There are further doubts – Leonardo gave away his original sketch to the marquesa, so he would not have been able to refer to it later in order to paint a full oil version.

“You can’t rule out the possibility but it seems unlikely,” Prof Kemp said. It was more likely to have been produced by one of the many artists operating in northern Italy who copied Leonardo’s works.

Update II - Professor Kemp has further written on his blog:

Another promotion of a non-Leonardo, pushed by the Corriere della Serra, which has been a great newspaper. I was contacted by someone called [...]* - not, apparently, an accredited arts journalist. I declined to express a visual opinion on the basis of the poor reproductions I had seen but made it clear that any attribution to Leonardo was not consistent with the documentation. The result is that I am implicitly cited as a supporter of the attribution. I will be asking for a retraction.

Having looked further at this, it is clear that the painting cannot be by Leonardo, on the basis of the documented account of Leonardo's relations with Isabella d'Este and his evident failure to paint her portrait.

Update III - a reader writes:

These "Leonardo" discoveries are getting quite tedious as you rightly point out. What is even more annoying is the unreflective acceptance by people and organizations that really should know better. Today, I found it on the TEFAF [The European Fine Art Fair] facebook-page. They are not really helping critical thinking, are they?

I wonder what this tells us about Tefaf vetting.

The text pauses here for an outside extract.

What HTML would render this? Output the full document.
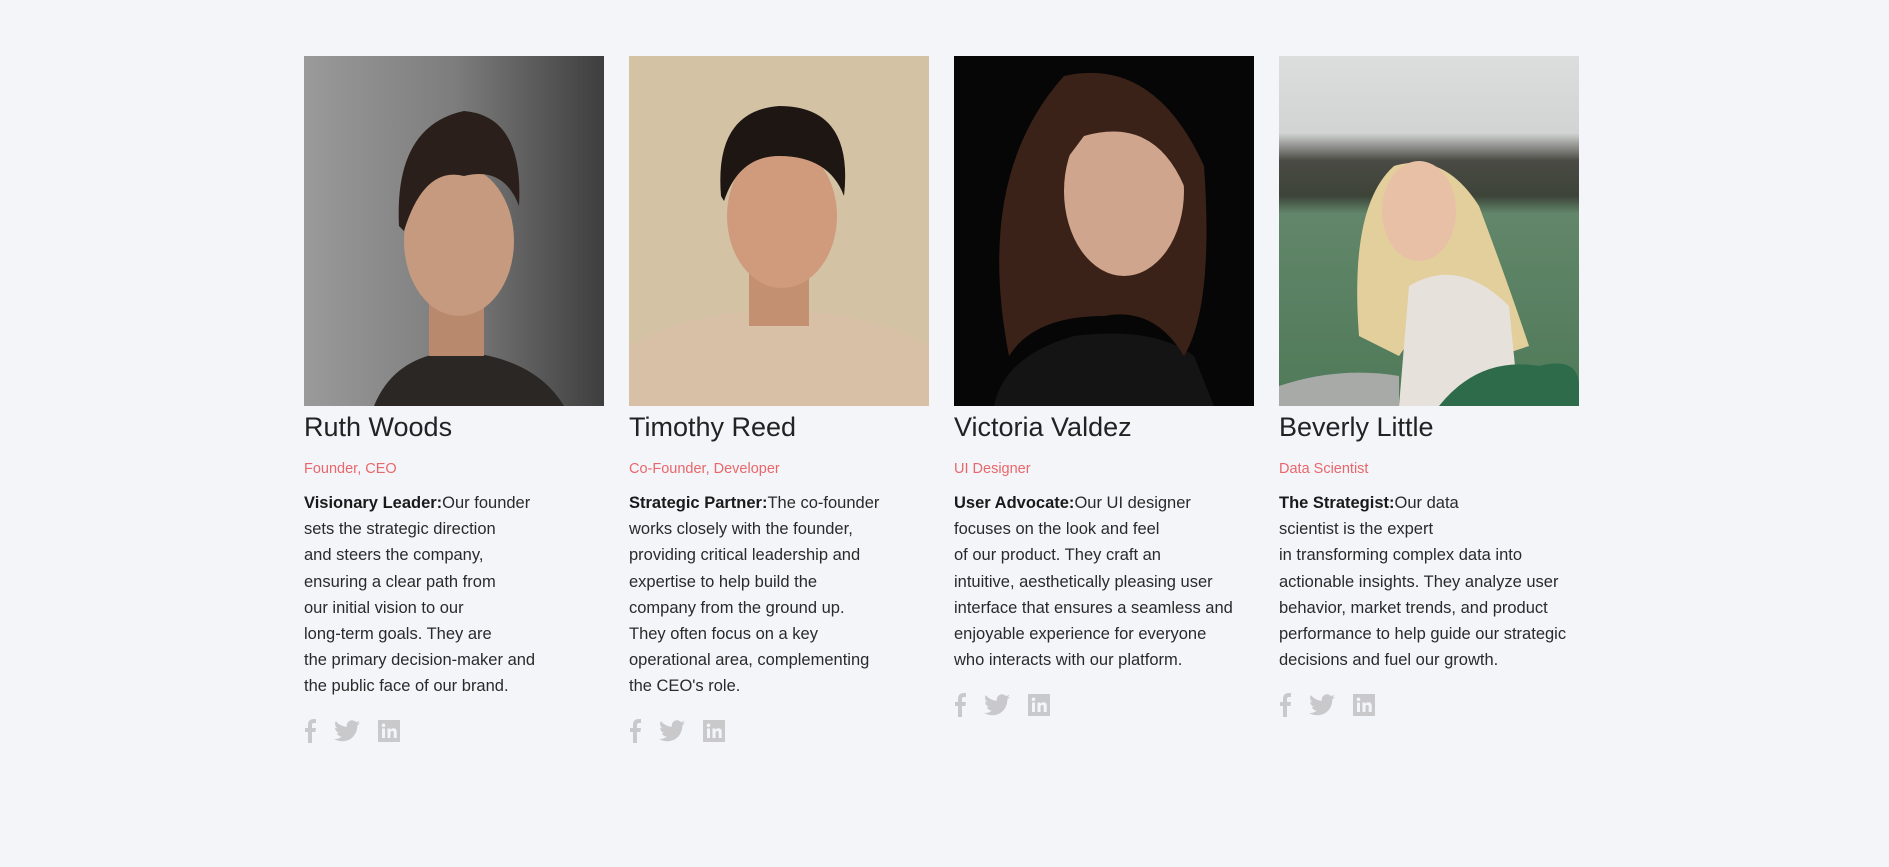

Update IV - TEFAF gets in touch to tell us:

We believe it's always a good thing to be very critical regarding the authenticity of a piece of art. TEFAF Maastricht is unrivalled in its standards and the methods it applies to establish the authenticity, quality and condition of every painting and object on sale at the fair. Without any exception a TEFAF vetting committee consists of several experts rather than one. By sharing news about (proclaimed) discoveries on our facebook page we hope to enable the discussion amongst our friends. Feel free to participate, we value your thoughts. We are excited to have this discussion and remain curious what further examination will teach us.

* Bizarrely, I got a letter from an Italian lawyer asking me to remove the name the Prof. Kemp had mentioned.